As luck would have it, there's still time tonight.
May Day.
The Matillija poppies have risen their full 8 foot height and are just beginning to open in their "dancer's pose", as Wendy likes to call it, or "fried egg" pose, as I do. Love-in-a-Mist, a flower from the time when they named them beautifully (think Love-Lies-Bleeding or Fireman's Britches) cluster around what is left of an ancient cactus garden I have yet to rip out. That area, so hot, hot in the summer time you couldn't walk across it, was home to so many borage plants, it's hard to believe I only have one left.
Just thinking about them reminds me how charmed I was when we moved into this house. By the late-20's era, by my new love, by this massive garden that had gone to seed after one of the men withered and passed away from AIDS. I remember sun, heat, and opportunity. At that time I was still hoping to write for television or movies and did not have children.
It's easier to look back, right? To see everything was much easier then? We forget so much. I was in emotional pain then and had trouble with direction in my life. More trouble than now, if you can believe it.
This house has so much history, built by a surgeon, lived in by a landscape architect. We're only the third owners in all those years. With all the terrible things that have gone on around here (and I believe I've only heard more since joining the Neighborhood Watch Program), I still feel so rooted historically to this house.
I was going to write today about what is real and what is not, something that's been on my mind since I worked at Disney and was intrigued by the arguments against the Disneyfication of Fill-in-the-Blank (New York, LA, Paris, the world), but it doesn't feel like that kind of day.
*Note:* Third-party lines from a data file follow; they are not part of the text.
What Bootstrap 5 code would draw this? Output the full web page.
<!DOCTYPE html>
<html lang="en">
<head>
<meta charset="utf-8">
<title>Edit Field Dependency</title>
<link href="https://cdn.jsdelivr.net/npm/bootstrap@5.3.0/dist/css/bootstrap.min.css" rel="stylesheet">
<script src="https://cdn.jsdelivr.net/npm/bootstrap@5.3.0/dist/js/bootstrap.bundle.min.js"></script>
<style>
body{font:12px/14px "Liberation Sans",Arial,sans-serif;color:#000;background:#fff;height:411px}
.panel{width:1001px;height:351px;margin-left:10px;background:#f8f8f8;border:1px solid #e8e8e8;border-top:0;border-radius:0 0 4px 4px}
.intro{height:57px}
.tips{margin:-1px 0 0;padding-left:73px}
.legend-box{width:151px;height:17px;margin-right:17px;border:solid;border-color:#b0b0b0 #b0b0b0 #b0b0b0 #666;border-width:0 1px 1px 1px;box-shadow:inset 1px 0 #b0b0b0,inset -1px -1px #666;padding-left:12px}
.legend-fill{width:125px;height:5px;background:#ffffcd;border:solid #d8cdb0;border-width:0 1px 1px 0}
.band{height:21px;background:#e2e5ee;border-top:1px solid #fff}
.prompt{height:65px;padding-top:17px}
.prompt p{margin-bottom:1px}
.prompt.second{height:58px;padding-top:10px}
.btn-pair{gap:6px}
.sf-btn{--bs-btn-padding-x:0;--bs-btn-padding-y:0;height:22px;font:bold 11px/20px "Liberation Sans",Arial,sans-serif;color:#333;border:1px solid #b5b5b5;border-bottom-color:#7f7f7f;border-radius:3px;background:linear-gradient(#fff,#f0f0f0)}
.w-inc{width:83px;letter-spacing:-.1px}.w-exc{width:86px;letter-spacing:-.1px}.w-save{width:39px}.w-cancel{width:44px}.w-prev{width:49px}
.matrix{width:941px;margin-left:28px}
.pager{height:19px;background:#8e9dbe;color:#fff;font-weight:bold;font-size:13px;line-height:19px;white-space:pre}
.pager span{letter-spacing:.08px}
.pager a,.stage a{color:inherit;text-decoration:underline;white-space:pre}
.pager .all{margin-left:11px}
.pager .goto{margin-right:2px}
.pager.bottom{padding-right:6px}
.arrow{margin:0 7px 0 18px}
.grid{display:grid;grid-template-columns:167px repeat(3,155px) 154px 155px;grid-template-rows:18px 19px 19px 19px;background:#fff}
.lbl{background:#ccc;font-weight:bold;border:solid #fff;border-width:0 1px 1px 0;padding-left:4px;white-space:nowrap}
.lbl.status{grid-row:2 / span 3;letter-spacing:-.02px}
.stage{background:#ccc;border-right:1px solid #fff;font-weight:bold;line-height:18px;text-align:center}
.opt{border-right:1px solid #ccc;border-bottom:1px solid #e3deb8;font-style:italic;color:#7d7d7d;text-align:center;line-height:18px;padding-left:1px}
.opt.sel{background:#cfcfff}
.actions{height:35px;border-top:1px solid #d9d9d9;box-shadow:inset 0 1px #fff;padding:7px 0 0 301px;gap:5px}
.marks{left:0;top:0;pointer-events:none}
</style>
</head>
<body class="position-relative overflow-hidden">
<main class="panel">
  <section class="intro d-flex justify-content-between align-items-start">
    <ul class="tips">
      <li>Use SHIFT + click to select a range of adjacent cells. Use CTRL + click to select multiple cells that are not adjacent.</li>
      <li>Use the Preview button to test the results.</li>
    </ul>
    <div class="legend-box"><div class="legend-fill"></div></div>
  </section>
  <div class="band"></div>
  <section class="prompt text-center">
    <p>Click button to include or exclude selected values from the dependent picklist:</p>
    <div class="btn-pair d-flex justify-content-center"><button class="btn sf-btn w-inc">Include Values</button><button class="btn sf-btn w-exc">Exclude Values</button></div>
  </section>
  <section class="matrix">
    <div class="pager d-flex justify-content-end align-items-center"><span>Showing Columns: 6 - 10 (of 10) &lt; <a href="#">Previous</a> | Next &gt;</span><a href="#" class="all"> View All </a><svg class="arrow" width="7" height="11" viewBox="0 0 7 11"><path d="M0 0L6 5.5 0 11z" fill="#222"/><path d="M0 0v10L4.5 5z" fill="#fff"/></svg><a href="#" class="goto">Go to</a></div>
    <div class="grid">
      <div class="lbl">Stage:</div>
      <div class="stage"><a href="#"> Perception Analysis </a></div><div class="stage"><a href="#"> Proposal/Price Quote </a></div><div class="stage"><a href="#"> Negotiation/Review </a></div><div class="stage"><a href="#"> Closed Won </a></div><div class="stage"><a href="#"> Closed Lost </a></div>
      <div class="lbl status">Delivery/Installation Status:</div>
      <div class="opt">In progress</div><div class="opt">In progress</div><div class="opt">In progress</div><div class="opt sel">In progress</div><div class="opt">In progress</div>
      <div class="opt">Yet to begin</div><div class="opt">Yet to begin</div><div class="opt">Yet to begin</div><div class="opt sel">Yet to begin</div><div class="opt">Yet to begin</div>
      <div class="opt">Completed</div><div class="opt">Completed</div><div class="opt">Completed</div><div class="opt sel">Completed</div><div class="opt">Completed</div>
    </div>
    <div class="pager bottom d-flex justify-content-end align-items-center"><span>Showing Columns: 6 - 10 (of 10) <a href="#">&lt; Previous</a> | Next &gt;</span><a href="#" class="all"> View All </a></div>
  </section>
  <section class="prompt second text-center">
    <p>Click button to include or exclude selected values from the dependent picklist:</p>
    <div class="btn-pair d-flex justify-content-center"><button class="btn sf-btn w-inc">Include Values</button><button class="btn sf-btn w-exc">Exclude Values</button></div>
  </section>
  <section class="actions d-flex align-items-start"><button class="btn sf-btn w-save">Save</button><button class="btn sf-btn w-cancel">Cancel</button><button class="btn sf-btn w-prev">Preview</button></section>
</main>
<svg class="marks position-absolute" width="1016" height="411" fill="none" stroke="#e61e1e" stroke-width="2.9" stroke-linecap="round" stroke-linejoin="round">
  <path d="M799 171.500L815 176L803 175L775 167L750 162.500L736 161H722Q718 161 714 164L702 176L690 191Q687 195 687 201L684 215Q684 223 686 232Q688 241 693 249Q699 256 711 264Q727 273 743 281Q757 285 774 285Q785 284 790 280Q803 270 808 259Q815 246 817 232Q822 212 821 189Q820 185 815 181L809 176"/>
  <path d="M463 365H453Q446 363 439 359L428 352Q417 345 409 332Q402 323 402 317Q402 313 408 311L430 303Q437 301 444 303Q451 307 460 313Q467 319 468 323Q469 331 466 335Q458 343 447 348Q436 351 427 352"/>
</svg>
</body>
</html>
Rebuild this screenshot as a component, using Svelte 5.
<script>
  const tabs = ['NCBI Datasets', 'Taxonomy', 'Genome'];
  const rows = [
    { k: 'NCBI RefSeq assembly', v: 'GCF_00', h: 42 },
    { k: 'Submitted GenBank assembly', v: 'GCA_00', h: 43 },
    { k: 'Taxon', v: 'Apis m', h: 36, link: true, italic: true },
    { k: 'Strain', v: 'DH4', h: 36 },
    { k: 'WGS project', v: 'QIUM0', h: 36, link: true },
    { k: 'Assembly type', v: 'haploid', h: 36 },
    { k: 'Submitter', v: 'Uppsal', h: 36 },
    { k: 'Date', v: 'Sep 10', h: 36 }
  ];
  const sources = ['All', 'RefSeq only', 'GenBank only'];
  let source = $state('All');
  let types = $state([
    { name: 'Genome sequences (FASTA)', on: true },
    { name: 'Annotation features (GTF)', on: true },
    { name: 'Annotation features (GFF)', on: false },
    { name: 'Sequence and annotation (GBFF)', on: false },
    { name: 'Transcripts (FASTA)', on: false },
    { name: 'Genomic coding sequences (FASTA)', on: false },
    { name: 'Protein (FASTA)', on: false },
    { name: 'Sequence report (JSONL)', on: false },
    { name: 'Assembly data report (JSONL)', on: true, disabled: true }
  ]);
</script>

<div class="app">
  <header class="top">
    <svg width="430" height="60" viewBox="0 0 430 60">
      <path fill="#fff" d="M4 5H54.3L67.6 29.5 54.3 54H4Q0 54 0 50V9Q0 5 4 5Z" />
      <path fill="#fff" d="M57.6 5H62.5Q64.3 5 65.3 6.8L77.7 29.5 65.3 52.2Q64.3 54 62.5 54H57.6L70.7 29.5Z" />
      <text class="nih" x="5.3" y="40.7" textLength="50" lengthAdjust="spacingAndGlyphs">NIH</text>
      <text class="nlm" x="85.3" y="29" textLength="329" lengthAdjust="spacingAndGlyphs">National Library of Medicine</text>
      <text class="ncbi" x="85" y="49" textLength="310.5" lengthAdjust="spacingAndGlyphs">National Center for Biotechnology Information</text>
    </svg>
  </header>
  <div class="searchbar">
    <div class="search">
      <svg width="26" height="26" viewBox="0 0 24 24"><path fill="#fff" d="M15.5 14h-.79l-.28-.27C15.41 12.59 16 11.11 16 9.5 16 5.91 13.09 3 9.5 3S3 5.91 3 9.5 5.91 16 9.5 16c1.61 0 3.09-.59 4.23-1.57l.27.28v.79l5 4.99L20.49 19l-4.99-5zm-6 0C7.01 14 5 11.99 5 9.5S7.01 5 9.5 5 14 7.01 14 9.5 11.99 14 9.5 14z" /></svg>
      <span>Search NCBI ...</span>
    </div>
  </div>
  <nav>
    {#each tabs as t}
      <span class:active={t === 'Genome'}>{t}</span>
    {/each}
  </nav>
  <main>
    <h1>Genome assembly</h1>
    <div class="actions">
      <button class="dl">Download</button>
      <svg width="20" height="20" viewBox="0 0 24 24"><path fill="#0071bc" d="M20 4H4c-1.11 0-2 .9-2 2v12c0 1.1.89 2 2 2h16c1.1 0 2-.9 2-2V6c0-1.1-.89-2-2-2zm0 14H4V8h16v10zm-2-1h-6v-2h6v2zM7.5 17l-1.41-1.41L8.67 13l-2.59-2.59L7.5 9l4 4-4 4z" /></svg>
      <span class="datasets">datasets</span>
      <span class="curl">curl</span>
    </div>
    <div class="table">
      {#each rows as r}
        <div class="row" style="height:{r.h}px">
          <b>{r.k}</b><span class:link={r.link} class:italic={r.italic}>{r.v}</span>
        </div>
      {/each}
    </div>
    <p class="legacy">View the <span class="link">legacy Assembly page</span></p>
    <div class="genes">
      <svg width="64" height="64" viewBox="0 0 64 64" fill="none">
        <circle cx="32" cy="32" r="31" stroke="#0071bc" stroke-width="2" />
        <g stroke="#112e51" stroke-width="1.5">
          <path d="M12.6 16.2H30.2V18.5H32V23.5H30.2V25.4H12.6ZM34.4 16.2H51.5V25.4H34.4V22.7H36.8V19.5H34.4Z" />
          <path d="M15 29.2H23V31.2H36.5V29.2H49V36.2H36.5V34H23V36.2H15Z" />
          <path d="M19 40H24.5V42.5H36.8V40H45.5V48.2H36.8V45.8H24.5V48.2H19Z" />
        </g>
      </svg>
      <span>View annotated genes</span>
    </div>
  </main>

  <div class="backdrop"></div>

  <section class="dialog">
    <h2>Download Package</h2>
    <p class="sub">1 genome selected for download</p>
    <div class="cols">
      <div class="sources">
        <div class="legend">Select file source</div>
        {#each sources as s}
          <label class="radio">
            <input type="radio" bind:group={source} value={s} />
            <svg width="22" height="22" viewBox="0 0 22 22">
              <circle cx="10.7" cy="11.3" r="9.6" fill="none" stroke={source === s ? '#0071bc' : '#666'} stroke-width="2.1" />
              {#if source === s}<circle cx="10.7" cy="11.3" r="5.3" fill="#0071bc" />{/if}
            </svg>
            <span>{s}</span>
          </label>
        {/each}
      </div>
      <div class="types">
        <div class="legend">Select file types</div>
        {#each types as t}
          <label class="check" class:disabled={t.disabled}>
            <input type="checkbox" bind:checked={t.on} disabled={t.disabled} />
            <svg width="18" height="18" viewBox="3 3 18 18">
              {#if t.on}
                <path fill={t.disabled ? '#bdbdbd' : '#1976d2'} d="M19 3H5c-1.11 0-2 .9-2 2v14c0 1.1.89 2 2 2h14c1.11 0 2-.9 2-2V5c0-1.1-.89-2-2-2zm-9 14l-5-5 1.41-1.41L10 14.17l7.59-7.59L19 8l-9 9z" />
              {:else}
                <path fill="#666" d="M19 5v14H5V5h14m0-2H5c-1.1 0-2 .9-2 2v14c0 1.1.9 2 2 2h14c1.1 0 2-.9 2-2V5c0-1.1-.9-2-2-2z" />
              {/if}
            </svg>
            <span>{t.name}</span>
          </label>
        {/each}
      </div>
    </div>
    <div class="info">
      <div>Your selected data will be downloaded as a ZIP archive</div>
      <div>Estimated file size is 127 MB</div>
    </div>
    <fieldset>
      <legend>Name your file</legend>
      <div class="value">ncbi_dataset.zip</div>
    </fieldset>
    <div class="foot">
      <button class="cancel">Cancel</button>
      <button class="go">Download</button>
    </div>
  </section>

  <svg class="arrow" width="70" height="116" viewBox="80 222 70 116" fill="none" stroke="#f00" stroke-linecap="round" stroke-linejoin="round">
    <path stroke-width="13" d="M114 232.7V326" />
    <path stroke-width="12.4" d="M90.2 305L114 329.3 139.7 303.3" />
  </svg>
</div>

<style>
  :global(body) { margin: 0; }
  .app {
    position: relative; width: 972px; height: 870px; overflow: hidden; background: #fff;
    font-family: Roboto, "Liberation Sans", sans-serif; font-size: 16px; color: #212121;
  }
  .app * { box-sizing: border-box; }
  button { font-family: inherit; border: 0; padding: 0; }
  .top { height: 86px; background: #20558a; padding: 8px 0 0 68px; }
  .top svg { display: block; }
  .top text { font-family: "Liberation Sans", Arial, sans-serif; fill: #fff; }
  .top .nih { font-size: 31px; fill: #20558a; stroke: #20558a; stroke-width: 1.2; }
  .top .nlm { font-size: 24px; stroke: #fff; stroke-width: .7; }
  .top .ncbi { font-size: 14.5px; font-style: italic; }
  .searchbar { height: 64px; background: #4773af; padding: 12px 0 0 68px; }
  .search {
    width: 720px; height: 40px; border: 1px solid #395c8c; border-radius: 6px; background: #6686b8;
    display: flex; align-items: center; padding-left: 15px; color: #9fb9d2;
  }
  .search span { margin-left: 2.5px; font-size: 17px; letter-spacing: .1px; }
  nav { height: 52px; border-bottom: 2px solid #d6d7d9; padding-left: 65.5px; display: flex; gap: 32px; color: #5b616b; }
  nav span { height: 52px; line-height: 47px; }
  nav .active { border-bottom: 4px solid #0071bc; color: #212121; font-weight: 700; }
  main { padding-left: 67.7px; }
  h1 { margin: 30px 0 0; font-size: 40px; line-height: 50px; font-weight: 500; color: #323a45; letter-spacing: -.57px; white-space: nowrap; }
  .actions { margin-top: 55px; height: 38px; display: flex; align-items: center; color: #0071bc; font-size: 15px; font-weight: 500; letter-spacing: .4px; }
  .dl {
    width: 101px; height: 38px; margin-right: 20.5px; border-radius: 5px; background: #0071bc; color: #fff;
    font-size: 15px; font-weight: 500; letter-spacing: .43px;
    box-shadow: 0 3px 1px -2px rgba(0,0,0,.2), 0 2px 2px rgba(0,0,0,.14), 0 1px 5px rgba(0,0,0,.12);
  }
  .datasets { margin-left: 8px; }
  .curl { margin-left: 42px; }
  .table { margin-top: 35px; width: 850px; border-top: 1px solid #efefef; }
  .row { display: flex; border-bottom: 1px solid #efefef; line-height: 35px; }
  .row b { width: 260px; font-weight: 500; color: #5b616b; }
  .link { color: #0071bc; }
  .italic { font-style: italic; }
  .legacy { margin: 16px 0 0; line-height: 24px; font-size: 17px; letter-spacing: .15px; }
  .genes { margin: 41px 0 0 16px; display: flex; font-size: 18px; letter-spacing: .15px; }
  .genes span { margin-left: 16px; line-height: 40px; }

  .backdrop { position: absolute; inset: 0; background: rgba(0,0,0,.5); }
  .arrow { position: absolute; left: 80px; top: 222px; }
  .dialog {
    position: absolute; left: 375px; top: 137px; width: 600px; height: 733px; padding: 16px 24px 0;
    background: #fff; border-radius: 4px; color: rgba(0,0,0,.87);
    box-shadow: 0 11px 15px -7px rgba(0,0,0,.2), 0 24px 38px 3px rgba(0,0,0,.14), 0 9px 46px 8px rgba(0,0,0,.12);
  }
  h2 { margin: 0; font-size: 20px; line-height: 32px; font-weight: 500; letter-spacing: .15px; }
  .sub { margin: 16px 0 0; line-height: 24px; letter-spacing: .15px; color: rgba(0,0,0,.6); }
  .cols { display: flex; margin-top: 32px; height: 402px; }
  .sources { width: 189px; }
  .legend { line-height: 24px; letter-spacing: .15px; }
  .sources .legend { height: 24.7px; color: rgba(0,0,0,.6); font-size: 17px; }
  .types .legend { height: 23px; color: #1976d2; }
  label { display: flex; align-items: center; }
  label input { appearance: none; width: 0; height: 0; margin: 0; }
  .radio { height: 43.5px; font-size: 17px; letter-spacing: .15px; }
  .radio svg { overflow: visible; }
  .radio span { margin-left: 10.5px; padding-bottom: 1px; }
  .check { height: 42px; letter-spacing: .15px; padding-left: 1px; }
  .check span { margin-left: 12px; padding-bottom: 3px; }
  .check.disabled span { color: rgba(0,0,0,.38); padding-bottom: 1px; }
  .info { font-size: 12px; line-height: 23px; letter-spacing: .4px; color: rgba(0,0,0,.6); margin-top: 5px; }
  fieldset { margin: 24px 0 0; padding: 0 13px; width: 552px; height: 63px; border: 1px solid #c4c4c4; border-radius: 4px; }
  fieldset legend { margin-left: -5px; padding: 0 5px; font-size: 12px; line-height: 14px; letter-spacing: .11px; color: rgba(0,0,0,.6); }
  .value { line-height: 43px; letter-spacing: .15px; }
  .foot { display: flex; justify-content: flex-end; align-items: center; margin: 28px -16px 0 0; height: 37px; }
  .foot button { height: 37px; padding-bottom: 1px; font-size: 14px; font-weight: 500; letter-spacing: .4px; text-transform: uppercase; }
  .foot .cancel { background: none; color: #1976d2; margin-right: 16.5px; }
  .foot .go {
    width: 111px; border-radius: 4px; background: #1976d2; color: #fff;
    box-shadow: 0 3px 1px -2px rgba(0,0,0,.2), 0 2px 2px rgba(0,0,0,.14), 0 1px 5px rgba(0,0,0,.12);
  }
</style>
Yesterday was tiring and uplifting in the garden. The lawn hadn't been mowed in two weeks and Mark, my neighbor, just got his new lawn in. And is one of those people who picks up every leaf that falls. Sharp contrast to the people who used to rent the place. I hate to take part in competition, but there's nothing that quickens your game as much as someone who is excellent at what they do.
I finally ripped out two large lavender bushes and an enormous fortnight lilly that had taken over part of my front walk. I'd spend the last four years fighting them, continually cutting them back, only to have them return with a vengeance. Maybe taking over my own garden instead of having someone else do it for me has someone empowered me, because I ripped both out without much pity, then stood back and saw how good it looked. I stopped and tried to think why I was so concerned about ripping them out before. There is a great possibility they were part of my "If it's green, it stays" policy. We'd lost so many plants over the years, I was hesitant to clear something out that was actually doing well. No one likes a hole in a garden and what are the chances whatever you put there will do well? (The answer to that is 60/40.)
I did, however, take the time to divide the fortnight lilly into 10 smaller plants and put them out back, which is something that still amazes me to no end.
The thing that always surprises me in regards to yard work, is where my interests lie. There is nothing so enjoyable as sitting down with a catalog and picking out new plants and nothing so disheartening as seeing those plants or seeds fail to grow, get eaten, or downright perish.
But with all the big work putting in walkways, clearing out brush, dividing perennials, nothing comes close to the act of solitude known as weeding. You can be amazed through all your other big actions in the garden, but I feel you can only enjoy God's presence or "the big picture" in the small act of getting your face ten inches from the soil and picking out a weed.
And yes, I don't think I did enough weeding yesterday.
As luck would have it, there's still time tonight.